New options are the 1600 and 1800MHz bandwidths, which have larger overlap
between the 2 subbands (but the same spectral resolution) than the 1860MHz
bandwidth. This is useful when the spectra contain very broad lines. Likewise
there are 400 and 420MHz bandwidths available.
An
example of the
second use is to observe 13CO
3-2 and C18O 3-2 using two spectral regions (subbands). A number of
such setups are pre-prepared and can
be
selected as "spectral configurations" in the OT. The spectral window
and bandwidth possibilities for HARP are summarized in the table below.
An
example of the third option is to select 1860MHz mode for a wide extra
galactic source. It this case it is less error prone to let the OT do
the setup than "manually" do the setup using the frequency editor.
Further, it has the advantage that both spectral regions use the same
rest frequency.
Spectral
windows
|
BW mode
|
Channel
Spacing
|
Usable
Bandwidth
|
1
|
250
|
30.5kHz
|
~220MHz
|
1000
|
0.488MHz
|
~930MHz
|
1860 (1600,1800)
|
0.977MHz |
~1860(1600,1800)MHz
|
440 (400,420)
|
61.0kHz
|
~440(400,420)MHz
|
2
|
any 250
|
61.0kHz |
~220MHz
|
any 1000
|
0.977MHz |
~930MHz
|
Table 1: HARP BW modes
E.g. if two spectral windows are selected in the OT one
with a bandwidth of
250MHz and the other with a bandwidth of 1000MHz, the result is one
spectrum of usable bandwidth ~220MHz and channel separation 61.0kHz and
one
spectrum
with usable bandwidth ~930MHz and channel separation 0.977MHz. Also not
that if
the
1860 or 440MHz option is selected only one spectral window is allowed -
the
32 DCMs and correlator cards has already been used up! As can be seen from channel spacing in the table the 1860
and
440MHz mode are using 2 subbands. Conversely,
if
you select 2 subbands only the bandwidth options 250 and 1000MHz
exists.
RxA & RxW
RxA or RxW are not
able to use all the DCMs and
correlator boards in ACSIS - see the HARP section. A maximum of 4
DCMs/correlators can be
feed from the same IF in a usable way. Thus,
you can select 1-4 spectral windows for each IF output from
RxA or RxW with the BW mode summarized in the table below.
|
Spectral windows
|
BW mode
|
Channel
Spacing
|
Usable
Bandwidth
|
1-2
|
any 250MHz
band
|
30.5kHz
|
~220MHz
|
any 1000MHz
band
|
0.488MHz
|
~930MHz
|
any
440MHz band
|
61.0kHz |
~440MHz
|
any
1860MHz band
|
0.977MHz |
~1860MHz
|
3
|
A spectral window as in one of the
four rows above |
|
|
any other 250
MHz band
|
61.0kHz |
~220MHz
|
any other
1000MHz band
|
0.977MHz
|
~930MHz
|
|
4
|
any 250 MHz
band |
61.0kHz
|
~220MHz
|
| any 1000MHz
band |
0.977MHz |
~930MHz |
Table
2: RxA & RxW bandwidth modes
Note that it is
possible to configure ACSIS with four 250MHz subbands with the centers
separated by 220MHz to generate a ~880MHz wide spectrum. Non of the current frontends has an IF bandwidth large
enough to make it fruitful to implement the analog setup using 1000MHz
subbands - the OT will not allow you anyway. Another
possibility is to combined 3 250MHz subband to a ~660MHz spectral
window and a separate 250/1000MHz spectral window. These possibilities
are
not explicitly supported by the OT or covered in table 2.

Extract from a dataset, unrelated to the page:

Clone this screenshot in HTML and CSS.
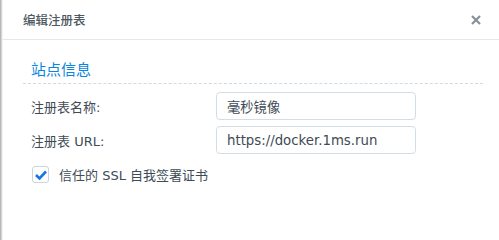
FILE: index.html
```html
<!DOCTYPE html>
<html lang="zh-CN">
<head>
<meta charset="utf-8">
<title>编辑注册表</title>
<link rel="stylesheet" href="styles.css">
</head>
<body>
<div class="dialog">
  <div class="header">
    <span class="title">编辑注册表</span>
    <span class="close" aria-label="关闭">
      <svg width="10" height="10" viewBox="0 0 10 10"><path d="M1 1 L9 9 M9 1 L1 9" stroke="#8a9099" stroke-width="2.2" stroke-linecap="butt"/></svg>
    </span>
  </div>
  <div class="body">
    <div class="section-title">站点信息</div>
    <div class="form">
      <div class="row">
        <label class="label">注册表名称:</label>
        <div class="input">毫秒镜像</div>
      </div>
      <div class="row">
        <label class="label">注册表 URL:</label>
        <div class="input">https://docker.1ms.run</div>
      </div>
      <div class="check-row">
        <span class="checkbox">
          <svg width="14" height="12" viewBox="0 0 14 12"><path d="M2 6 L5.5 9.5 L12 2.5" fill="none" stroke="#1677e0" stroke-width="2.6"/></svg>
        </span>
        <span class="check-label">信任的 SSL 自我签署证书</span>
      </div>
    </div>
  </div>
</div>
</body>
</html>
```

FILE: styles.css
```css
html, body {
  margin: 0;
  padding: 0;
}
body {
  width: 499px;
  height: 203px;
  overflow: hidden;
  background: linear-gradient(to right, #a9a9a9 0, #d6d6d6 1.5px, #f2f2f2 2.5px, #ffffff 3px);
  font-family: "DejaVu Sans", "Noto Sans CJK SC", sans-serif;
  color: #414b55;
}
.dialog {
  margin-left: 3px;
}
.header {
  height: 39px;
  border-bottom: 1px solid #e3e8ec;
  display: flex;
  align-items: center;
  justify-content: space-between;
  padding: 0 18px 0 20px;
}
.title {
  font-size: 12.5px;
  font-weight: 500;
  color: #4e5862;
  font-family: "Noto Sans CJK SC", sans-serif;
}
.close {
  display: flex;
  width: 10px;
  height: 10px;
  margin-top: 1px;
}
.body {
  padding: 19px 16px 0 20px;
}
.section-title {
  font-family: "Noto Sans CJK SC", sans-serif;
  font-size: 15px;
  line-height: 20px;
  color: #0a86e0;
  padding: 0 8px 4px;
  border-bottom: 1px dashed #d3d9df;
}
.form {
  padding: 8px 0 0 8px;
}
.row {
  display: flex;
  align-items: center;
  margin-bottom: 6px;
}
.label {
  width: 185px;
  font-size: 13px;
  color: #414b55;
}
.input {
  box-sizing: border-box;
  width: 200px;
  height: 28px;
  border: 1px solid #d3dde6;
  border-radius: 4px;
  padding: 0 10px;
  display: flex;
  align-items: center;
  font-size: 13.3px;
  color: #414b55;
}
.check-row {
  display: flex;
  align-items: center;
  margin-top: 11px;
}
.checkbox {
  box-sizing: border-box;
  width: 17px;
  height: 17px;
  margin-left: 1px;
  border: 1px solid #c9d4de;
  border-radius: 3px;
  display: flex;
  align-items: center;
  justify-content: center;
}
.check-label {
  margin-left: 10px;
  font-size: 13px;
  color: #414b55;
}
```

For the curious - with 3 spectral window and 4 DCMs/correlator cards
the DCMs/correlator cards can only be distributed 1+1+2 over the three
spectral windows. The
spectral window with 2 DCMs/correlator cards can support higher
resolution or higher
bandwidth.
* The merging in the ACSIS DR occasionally created artificial features
where the spectra were joined. The reason were to small overlaps and
that the merge was weighted by the total power drop off. In principle
Tsys weighting would be better but the estimated Tsys also get very
uncertain at the edge. Further, merging the spectra was an irreversible
process. Thus, if there was a problem we could not go back and
reprocess the data. Of these reasons we do now store the unmerged raw
spectra and the merging is done in the post processing.